11) The computer readable medium of claim 7, further comprising comparing hashed chunks from a second file with the hashed chunks from the file to determine if duplicative hashed chunks exist between the file and the second file.

12) The computer readable medium of claim 7, further comprising dividing the hashed chunks into a first group that is stored on the client computer and a second group that is transmitted to the remote storage device.

13) The computer readable medium of claim 7, further comprising reducing bandwidth usage between the client computer and remote storage device by requesting only the second portion of the hashed chunks from the remote storage device to reconstruct the file at the client computer.

14) A computer, comprising:

memory for storing an algorithm; and

processor for executing the algorithm to:

divide a first file into first chunks and a second file into second chunks;

link at least one of the first chunks with at least one of the second chunks to reconstruct a third file.

15) The computer of claim 14, wherein the processor further executes the algorithm to compare hash values of the first chunks with hash values of the second chunks to determine common hash values between the first and second chunks.

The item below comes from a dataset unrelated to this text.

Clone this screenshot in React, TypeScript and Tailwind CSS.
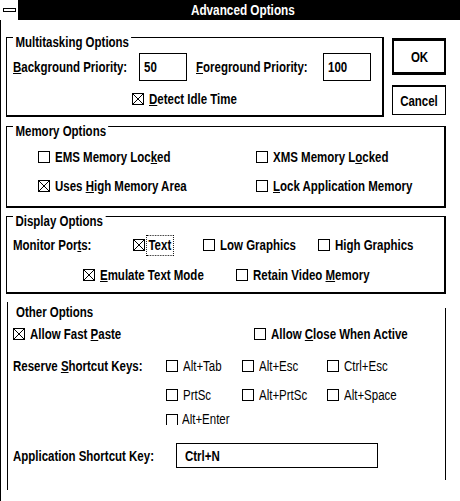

16) The computer of claim 14, wherein the processor further executes the algorithm to create a table that maps the first chunks to the first file and the second chunks to the second file.

17) The computer of claim 14, wherein only a single copy of a chunk occurring in both the first and second files is stored in the computer.

18) The computer of claim 14, wherein the first and second chunks are stored in a file system of a client computer.

19) The computer of claim 14, wherein the processor further executes the algorithm to compare the first chunks with the second chunks to determine if the first and second files have chunks in common.

20) The computer of claim 14, wherein the processor further executes the algorithm to reconstruct the first file from a first portion of the first chunks that are stored in a client computer and a second portion of the first chunks that are stored in a remote storage device.